● **Directions for this task**:
Which lines in the records below contain the word "that"? Copy each one out.

● **Data for this task**:

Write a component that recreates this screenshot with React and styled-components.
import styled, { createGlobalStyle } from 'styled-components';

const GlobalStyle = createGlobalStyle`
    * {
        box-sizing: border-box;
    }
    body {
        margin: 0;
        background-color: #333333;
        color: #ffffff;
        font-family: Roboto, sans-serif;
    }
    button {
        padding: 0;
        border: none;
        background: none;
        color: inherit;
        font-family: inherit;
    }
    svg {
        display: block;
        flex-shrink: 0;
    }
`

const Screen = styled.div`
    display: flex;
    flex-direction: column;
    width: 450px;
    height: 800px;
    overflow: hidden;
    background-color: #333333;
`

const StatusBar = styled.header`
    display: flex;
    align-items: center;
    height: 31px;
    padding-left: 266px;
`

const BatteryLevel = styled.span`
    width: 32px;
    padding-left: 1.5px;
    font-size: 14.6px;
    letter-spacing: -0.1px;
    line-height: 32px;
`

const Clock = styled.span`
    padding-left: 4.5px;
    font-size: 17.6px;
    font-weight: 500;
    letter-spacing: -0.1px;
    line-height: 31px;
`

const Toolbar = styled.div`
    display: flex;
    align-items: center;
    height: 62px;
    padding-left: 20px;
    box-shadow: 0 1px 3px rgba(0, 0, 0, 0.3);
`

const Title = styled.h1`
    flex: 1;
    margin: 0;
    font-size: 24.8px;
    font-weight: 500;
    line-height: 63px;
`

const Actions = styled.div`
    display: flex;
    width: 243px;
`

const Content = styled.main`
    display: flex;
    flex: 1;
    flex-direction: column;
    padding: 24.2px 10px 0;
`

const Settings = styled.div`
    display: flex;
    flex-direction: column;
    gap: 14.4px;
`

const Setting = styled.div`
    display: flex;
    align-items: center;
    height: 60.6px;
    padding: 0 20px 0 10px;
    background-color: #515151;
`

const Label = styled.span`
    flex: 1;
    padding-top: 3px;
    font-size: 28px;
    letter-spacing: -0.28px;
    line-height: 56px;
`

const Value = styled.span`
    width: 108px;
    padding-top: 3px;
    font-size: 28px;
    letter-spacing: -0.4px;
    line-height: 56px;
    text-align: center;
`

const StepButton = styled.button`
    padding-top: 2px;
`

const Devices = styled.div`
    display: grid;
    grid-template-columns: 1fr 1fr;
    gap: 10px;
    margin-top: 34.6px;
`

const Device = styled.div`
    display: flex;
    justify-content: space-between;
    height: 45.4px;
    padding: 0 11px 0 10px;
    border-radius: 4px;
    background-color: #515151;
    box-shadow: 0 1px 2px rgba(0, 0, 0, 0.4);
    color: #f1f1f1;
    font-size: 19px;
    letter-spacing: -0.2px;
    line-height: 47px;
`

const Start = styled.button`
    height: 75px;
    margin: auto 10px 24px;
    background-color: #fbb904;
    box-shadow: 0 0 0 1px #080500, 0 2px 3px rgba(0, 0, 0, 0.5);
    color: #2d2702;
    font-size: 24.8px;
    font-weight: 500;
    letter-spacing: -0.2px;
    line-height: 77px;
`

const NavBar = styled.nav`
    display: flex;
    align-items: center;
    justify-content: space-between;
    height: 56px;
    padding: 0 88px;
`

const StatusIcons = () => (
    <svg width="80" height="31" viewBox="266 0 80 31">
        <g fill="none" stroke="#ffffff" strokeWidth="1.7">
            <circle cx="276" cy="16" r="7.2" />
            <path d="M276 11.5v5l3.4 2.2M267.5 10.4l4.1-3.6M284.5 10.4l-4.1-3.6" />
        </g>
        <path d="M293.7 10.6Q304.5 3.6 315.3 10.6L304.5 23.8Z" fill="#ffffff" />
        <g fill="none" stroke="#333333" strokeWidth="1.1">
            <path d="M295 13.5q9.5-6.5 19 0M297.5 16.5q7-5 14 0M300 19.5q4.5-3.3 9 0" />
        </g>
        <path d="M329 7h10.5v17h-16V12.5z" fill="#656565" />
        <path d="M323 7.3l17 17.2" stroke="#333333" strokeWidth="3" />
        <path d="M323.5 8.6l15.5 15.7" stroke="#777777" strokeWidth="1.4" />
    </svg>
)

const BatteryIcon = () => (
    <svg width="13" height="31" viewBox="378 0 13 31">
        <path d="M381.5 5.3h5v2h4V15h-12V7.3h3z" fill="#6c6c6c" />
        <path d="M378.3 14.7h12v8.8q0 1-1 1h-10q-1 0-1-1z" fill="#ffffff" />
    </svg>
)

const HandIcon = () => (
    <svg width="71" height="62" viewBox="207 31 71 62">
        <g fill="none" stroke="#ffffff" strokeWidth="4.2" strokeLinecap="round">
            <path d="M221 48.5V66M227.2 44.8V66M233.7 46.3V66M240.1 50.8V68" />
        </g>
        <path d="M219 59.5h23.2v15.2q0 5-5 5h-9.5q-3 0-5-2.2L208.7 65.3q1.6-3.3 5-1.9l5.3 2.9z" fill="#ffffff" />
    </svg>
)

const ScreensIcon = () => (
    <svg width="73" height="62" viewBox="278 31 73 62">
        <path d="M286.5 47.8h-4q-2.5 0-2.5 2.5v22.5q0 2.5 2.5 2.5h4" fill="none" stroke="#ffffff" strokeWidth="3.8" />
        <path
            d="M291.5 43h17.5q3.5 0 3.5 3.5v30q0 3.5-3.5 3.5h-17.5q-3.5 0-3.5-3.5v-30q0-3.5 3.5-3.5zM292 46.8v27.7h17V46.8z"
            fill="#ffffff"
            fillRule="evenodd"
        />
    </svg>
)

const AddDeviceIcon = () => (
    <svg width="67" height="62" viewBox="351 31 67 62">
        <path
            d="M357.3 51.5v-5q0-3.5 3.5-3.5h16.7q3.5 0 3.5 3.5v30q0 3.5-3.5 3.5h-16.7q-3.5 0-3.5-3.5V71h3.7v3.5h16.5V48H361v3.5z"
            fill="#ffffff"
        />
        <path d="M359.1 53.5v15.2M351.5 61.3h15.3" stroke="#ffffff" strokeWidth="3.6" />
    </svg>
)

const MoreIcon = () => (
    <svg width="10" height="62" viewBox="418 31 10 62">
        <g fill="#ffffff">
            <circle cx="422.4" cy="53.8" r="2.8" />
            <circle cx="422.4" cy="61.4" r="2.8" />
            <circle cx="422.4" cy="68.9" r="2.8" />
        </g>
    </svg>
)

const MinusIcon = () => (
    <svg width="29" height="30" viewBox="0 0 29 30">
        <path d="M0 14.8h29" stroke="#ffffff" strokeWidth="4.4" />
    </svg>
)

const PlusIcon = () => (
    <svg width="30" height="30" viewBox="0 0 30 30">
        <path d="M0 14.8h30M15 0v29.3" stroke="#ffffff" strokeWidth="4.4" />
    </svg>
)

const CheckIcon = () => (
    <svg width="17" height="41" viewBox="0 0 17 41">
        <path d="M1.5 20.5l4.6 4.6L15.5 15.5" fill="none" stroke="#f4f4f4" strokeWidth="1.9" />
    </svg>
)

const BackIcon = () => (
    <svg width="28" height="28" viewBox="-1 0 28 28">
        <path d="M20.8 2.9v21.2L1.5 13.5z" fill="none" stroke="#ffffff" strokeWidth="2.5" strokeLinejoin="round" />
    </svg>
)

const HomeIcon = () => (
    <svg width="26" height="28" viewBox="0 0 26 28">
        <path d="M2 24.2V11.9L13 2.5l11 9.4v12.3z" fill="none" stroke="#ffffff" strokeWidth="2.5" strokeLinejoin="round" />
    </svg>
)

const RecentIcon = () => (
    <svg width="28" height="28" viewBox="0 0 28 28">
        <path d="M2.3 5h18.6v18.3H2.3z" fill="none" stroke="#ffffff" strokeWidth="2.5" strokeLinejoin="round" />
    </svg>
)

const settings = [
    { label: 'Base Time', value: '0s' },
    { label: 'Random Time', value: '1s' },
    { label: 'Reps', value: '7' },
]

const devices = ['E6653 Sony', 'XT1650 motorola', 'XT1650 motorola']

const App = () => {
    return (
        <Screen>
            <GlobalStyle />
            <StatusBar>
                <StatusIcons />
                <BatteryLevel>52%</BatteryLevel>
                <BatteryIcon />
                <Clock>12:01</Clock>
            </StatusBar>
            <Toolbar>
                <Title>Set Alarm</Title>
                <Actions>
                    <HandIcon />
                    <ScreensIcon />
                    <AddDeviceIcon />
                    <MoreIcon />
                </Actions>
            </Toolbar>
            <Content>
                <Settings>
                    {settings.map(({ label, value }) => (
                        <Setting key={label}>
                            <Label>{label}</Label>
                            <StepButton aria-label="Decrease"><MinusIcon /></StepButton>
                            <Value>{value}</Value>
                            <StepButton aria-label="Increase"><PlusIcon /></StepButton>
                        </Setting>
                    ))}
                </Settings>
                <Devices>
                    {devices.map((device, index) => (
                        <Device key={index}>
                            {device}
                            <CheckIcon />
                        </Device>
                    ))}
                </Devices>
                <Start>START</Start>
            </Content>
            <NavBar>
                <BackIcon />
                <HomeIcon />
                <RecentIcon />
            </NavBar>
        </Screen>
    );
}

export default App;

* * *

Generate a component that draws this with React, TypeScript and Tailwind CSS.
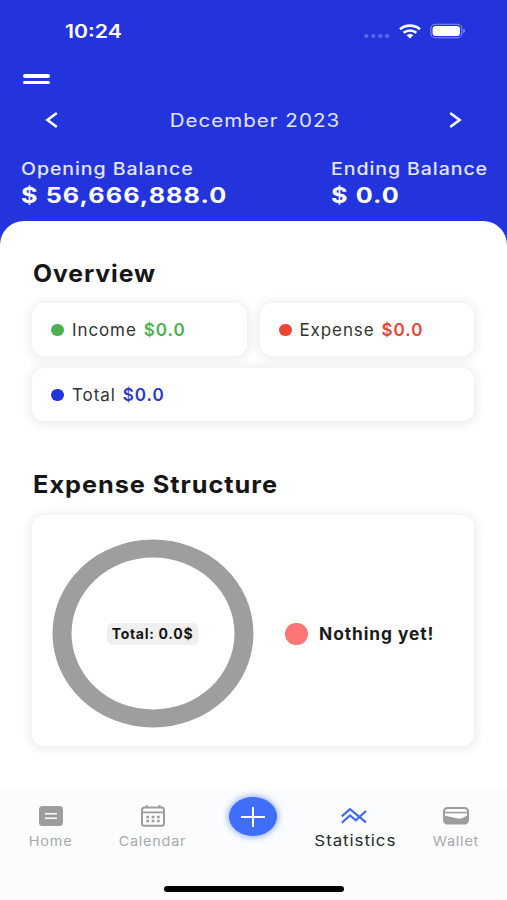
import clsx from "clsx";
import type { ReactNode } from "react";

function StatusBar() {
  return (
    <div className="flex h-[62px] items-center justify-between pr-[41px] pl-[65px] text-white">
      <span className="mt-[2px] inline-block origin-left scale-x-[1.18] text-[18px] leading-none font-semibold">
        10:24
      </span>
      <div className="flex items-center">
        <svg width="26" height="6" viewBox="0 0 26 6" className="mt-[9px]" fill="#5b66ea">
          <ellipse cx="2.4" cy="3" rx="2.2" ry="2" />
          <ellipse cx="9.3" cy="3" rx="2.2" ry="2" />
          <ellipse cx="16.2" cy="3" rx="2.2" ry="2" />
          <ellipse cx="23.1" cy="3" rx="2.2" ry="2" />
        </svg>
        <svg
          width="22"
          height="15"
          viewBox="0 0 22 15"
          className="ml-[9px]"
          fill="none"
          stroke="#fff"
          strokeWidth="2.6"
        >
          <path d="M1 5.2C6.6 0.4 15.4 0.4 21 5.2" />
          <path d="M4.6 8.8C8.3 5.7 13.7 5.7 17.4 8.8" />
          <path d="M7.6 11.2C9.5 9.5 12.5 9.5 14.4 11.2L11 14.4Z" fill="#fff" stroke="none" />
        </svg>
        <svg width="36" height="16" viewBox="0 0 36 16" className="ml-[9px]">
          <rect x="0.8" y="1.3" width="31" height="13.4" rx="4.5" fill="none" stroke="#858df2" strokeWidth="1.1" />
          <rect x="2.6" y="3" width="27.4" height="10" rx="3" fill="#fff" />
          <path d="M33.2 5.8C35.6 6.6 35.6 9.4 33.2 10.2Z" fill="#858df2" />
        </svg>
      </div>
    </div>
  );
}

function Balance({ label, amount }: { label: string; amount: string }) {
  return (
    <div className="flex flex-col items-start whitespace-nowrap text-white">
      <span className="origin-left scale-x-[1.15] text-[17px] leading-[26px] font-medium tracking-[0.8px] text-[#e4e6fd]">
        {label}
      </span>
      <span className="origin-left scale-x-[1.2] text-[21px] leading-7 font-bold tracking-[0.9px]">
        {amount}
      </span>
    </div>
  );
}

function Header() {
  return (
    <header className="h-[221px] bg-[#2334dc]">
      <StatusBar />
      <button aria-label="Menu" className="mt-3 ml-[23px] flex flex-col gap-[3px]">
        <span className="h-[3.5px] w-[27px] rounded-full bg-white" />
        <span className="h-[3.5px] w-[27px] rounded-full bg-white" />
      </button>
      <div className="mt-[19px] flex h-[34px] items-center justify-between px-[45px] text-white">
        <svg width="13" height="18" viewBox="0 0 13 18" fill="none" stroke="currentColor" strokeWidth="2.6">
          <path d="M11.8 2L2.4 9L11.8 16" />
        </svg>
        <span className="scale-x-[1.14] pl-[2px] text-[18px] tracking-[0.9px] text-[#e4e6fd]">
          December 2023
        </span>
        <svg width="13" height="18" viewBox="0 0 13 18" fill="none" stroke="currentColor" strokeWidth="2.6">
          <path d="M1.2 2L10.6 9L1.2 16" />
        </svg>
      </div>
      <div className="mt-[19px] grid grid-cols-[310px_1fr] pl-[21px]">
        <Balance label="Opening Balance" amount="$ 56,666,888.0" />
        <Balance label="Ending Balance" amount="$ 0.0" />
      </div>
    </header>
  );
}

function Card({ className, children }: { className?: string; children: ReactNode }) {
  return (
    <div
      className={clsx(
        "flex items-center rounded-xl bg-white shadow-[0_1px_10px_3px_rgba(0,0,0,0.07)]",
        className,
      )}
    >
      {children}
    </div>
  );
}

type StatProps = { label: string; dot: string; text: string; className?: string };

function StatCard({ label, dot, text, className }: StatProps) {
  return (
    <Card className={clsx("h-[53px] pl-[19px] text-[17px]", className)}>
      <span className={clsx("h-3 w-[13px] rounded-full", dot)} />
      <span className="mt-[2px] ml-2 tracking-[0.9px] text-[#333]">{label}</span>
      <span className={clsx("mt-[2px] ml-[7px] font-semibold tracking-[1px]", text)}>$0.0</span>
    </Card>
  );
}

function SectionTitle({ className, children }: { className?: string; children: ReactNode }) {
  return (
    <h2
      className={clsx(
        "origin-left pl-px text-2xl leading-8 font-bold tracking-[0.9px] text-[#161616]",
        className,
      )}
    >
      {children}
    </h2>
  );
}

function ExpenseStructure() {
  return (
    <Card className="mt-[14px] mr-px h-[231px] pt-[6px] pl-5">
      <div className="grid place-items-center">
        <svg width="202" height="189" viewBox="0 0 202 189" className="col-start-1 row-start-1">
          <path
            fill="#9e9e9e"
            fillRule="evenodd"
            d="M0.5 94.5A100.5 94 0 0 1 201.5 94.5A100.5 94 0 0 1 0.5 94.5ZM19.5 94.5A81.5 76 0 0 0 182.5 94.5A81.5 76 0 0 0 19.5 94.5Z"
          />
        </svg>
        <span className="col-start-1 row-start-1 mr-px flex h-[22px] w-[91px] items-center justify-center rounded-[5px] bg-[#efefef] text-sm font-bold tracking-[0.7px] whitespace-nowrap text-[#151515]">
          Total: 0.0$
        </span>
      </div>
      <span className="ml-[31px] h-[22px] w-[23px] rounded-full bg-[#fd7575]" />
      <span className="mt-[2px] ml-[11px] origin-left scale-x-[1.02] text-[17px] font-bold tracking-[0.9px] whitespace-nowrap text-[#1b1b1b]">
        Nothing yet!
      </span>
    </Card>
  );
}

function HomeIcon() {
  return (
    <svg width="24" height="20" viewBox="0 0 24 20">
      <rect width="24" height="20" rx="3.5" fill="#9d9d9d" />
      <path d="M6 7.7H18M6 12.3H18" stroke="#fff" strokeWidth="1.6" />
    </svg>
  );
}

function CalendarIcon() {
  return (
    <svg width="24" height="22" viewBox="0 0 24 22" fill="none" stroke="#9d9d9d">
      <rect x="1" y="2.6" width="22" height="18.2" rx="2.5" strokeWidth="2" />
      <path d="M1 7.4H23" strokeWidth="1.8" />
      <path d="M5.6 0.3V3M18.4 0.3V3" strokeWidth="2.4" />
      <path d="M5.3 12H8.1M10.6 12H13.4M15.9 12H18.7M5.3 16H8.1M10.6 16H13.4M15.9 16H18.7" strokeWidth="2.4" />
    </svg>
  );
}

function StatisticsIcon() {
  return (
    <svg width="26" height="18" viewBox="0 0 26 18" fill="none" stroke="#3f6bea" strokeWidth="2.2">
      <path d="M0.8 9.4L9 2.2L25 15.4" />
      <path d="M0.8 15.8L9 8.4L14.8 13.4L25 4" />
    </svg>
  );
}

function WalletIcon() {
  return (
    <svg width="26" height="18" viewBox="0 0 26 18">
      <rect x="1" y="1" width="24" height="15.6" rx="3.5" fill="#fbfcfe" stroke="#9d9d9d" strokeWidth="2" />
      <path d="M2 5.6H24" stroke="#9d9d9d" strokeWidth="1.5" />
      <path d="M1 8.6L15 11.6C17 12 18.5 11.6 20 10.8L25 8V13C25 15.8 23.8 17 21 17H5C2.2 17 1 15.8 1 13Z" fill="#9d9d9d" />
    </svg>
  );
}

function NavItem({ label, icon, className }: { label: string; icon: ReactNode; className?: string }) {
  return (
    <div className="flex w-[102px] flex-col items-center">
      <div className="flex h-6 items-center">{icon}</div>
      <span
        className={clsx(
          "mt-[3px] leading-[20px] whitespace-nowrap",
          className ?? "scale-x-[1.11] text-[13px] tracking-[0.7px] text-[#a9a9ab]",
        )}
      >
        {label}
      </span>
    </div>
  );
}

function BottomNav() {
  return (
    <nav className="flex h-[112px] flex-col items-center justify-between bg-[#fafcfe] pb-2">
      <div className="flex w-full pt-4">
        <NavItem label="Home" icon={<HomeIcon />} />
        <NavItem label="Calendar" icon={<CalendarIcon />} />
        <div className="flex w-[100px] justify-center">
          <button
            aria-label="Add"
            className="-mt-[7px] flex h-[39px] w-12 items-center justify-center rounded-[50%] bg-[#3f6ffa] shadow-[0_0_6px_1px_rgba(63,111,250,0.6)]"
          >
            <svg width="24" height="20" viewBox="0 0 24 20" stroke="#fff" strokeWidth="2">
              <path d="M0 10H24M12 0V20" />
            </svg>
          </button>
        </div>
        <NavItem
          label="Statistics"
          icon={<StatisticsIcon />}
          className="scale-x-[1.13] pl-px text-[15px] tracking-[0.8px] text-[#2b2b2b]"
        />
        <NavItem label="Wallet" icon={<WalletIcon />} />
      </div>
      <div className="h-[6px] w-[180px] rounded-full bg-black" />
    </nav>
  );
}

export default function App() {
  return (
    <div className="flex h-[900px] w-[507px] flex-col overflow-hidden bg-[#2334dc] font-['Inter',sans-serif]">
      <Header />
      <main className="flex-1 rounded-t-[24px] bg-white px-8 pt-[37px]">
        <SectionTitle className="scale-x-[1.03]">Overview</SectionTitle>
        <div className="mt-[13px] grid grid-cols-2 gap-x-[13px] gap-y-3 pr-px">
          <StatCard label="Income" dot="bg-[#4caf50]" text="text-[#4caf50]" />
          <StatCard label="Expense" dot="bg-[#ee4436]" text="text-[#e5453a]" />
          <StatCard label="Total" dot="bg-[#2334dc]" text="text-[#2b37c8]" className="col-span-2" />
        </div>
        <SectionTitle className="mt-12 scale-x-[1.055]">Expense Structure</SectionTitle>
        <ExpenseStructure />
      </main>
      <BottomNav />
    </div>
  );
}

● **Answer to the task**:
Write a component that recreates this screenshot with React and styled-components.
Generate a component that draws this with React, TypeScript and Tailwind CSS.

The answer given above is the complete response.